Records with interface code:
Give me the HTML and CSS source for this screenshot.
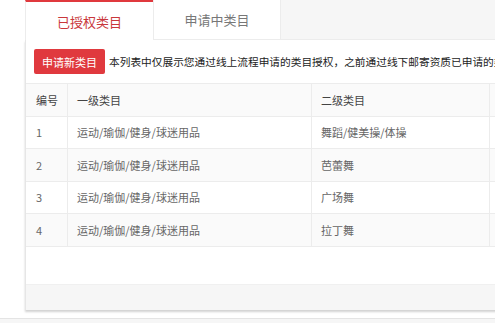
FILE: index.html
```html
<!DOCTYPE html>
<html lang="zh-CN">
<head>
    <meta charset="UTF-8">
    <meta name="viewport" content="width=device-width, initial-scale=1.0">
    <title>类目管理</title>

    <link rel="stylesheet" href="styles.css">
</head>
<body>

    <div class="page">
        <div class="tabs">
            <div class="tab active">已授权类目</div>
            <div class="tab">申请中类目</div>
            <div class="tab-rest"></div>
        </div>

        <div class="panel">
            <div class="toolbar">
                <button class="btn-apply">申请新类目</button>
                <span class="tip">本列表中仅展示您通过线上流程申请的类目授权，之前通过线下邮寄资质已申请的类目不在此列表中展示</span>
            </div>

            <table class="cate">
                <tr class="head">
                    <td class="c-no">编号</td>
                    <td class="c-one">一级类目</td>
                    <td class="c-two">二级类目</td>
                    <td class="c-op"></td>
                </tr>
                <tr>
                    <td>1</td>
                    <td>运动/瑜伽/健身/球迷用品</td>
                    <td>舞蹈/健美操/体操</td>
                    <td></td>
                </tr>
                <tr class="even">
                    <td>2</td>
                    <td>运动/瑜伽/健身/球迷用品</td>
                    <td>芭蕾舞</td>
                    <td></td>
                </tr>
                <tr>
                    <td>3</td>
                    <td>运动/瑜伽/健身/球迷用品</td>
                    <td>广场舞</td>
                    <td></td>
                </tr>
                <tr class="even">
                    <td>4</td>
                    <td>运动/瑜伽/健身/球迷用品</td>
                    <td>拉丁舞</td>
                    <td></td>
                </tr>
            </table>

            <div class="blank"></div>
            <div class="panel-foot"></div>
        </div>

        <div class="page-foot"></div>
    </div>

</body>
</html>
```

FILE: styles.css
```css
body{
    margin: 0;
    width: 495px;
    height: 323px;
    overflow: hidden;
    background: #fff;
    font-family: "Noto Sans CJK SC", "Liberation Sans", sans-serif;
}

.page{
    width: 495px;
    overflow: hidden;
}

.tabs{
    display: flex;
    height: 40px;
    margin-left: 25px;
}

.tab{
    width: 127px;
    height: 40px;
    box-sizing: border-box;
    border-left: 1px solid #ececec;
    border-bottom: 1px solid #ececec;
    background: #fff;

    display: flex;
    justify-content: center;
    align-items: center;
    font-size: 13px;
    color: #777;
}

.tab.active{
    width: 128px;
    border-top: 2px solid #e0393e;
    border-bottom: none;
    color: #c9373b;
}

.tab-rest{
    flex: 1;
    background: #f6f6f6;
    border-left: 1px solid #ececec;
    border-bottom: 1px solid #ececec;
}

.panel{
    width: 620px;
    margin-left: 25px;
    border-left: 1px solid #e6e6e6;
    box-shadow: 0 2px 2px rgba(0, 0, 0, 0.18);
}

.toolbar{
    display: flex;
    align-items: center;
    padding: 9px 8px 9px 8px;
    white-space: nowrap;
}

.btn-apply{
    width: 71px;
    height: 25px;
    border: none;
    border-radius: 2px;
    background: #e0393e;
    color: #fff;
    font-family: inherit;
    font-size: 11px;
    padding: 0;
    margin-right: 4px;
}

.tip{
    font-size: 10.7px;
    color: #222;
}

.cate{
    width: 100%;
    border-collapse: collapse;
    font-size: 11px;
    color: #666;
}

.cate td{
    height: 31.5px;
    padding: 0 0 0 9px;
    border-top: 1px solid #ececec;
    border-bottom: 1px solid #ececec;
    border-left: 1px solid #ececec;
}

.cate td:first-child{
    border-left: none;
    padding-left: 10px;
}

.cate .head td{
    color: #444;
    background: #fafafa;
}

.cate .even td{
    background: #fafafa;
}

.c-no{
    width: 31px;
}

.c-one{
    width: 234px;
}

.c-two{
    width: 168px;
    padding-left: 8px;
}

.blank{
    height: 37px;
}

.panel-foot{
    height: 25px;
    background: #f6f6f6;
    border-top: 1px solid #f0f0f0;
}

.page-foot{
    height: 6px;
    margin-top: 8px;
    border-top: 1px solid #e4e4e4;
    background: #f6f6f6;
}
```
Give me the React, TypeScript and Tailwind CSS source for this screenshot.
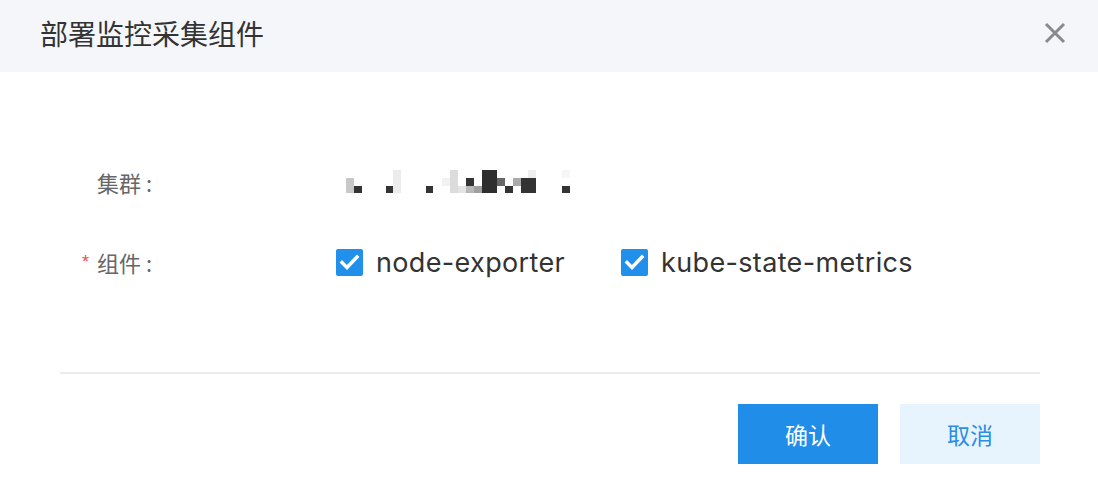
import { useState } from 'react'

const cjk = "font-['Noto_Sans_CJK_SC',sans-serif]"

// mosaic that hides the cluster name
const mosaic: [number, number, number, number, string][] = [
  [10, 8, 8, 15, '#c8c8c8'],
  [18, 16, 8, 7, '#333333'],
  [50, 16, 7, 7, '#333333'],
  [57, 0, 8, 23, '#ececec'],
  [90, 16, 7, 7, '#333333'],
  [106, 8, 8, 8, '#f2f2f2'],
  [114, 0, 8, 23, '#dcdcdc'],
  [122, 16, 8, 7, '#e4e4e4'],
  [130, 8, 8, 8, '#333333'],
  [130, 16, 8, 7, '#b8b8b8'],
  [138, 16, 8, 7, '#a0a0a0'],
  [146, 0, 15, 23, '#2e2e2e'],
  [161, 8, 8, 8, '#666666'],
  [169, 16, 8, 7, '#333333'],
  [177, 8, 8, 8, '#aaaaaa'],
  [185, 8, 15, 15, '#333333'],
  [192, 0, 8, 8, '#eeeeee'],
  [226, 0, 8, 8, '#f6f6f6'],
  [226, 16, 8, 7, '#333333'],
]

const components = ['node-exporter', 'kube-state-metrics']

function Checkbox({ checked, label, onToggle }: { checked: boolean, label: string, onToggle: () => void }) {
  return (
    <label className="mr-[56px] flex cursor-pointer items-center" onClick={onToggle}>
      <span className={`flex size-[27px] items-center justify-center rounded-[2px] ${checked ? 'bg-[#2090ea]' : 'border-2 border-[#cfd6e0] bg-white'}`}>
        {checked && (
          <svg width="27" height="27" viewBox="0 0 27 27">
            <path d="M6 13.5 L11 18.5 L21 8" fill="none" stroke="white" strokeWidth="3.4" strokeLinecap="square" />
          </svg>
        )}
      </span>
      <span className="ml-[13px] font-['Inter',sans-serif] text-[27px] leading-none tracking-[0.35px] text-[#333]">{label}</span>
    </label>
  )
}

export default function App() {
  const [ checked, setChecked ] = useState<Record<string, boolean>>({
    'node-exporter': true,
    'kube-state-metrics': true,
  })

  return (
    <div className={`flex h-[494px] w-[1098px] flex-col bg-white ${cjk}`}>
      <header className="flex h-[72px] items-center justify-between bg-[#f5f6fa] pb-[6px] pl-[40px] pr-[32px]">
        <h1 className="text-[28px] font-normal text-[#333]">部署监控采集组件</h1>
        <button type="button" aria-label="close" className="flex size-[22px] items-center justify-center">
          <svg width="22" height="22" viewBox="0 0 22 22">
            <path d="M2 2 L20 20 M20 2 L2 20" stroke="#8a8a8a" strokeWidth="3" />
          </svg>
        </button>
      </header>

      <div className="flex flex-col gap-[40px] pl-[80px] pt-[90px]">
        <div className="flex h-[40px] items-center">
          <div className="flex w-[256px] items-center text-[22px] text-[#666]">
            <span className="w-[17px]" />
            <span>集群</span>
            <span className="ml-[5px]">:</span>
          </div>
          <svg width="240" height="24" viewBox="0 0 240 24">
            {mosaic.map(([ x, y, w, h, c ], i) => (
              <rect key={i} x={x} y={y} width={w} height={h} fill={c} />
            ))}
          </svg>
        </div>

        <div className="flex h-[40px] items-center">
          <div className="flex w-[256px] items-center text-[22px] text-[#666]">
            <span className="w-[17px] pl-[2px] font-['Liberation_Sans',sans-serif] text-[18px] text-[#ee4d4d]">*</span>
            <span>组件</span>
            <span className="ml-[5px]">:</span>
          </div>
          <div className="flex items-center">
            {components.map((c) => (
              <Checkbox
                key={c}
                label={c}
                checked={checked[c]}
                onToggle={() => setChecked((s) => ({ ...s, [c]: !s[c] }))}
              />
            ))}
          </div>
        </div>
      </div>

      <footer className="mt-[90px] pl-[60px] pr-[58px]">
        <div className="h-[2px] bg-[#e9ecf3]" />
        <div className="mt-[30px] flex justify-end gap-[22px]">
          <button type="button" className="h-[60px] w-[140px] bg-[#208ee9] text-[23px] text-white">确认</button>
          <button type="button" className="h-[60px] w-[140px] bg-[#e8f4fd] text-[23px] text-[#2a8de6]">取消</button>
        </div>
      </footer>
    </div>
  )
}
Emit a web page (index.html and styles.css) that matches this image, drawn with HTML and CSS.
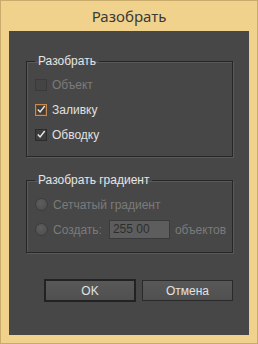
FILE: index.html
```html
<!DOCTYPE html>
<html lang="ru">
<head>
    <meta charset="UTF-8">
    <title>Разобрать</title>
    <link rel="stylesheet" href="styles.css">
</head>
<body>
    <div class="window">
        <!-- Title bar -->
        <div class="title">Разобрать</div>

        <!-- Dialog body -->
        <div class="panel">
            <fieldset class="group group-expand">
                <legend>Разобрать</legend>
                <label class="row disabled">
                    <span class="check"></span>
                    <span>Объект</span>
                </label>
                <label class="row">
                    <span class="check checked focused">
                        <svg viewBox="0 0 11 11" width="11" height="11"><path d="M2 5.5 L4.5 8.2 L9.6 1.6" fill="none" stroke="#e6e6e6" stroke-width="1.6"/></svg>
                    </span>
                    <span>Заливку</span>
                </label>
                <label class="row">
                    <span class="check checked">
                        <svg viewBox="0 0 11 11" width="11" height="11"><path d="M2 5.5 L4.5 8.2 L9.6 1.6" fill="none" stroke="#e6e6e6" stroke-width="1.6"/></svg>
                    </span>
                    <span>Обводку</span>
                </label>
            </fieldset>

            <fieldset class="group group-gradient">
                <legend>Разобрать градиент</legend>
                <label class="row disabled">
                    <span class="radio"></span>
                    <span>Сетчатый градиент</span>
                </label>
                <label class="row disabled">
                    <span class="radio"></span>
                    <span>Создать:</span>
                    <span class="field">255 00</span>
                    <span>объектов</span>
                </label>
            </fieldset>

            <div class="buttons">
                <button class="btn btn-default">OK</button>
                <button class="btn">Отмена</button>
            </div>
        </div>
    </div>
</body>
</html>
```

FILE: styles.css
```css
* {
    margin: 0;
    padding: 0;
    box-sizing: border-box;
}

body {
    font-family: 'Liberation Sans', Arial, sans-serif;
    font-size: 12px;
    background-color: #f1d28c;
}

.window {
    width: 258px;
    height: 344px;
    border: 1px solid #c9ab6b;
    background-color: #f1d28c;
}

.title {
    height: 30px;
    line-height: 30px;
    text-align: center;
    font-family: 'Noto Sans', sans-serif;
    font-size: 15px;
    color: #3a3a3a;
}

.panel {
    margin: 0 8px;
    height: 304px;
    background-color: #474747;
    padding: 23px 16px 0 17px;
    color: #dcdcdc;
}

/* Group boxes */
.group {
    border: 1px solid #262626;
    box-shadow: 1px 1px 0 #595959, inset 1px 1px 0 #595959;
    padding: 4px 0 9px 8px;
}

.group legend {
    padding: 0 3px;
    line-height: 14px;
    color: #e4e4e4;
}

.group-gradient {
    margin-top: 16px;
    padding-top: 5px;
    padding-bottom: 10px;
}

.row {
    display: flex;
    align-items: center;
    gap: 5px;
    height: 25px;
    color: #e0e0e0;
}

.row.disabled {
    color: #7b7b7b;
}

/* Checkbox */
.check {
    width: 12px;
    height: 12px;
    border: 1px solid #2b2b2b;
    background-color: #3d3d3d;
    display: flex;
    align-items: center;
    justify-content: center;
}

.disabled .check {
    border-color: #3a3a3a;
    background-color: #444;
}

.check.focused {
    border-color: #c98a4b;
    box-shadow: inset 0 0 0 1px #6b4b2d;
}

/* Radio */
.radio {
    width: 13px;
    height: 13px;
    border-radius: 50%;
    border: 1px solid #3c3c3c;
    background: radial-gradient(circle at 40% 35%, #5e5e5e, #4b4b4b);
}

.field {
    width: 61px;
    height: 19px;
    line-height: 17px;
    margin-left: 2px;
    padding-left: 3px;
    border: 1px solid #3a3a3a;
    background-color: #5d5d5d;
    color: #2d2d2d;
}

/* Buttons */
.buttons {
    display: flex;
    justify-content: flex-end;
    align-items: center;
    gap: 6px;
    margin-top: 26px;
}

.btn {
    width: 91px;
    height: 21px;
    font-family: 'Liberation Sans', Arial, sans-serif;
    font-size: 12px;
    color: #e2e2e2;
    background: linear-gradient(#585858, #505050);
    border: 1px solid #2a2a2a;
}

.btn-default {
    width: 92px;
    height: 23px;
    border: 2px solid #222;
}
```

* STATED EXERCISE:
Above are some records; quote exactly and only the lines that begin at the line containing "Give me the React, TypeScript" and stop after the line containing "const components = ['node-exporter', 'kube-state-metrics']", leaving out the pictures.

* EXERCISE RESULT:
Give me the React, TypeScript and Tailwind CSS source for this screenshot.
import { useState } from 'react'

const cjk = "font-['Noto_Sans_CJK_SC',sans-serif]"

// mosaic that hides the cluster name
const mosaic: [number, number, number, number, string][] = [
  [10, 8, 8, 15, '#c8c8c8'],
  [18, 16, 8, 7, '#333333'],
  [50, 16, 7, 7, '#333333'],
  [57, 0, 8, 23, '#ececec'],
  [90, 16, 7, 7, '#333333'],
  [106, 8, 8, 8, '#f2f2f2'],
  [114, 0, 8, 23, '#dcdcdc'],
  [122, 16, 8, 7, '#e4e4e4'],
  [130, 8, 8, 8, '#333333'],
  [130, 16, 8, 7, '#b8b8b8'],
  [138, 16, 8, 7, '#a0a0a0'],
  [146, 0, 15, 23, '#2e2e2e'],
  [161, 8, 8, 8, '#666666'],
  [169, 16, 8, 7, '#333333'],
  [177, 8, 8, 8, '#aaaaaa'],
  [185, 8, 15, 15, '#333333'],
  [192, 0, 8, 8, '#eeeeee'],
  [226, 0, 8, 8, '#f6f6f6'],
  [226, 16, 8, 7, '#333333'],
]

const components = ['node-exporter', 'kube-state-metrics']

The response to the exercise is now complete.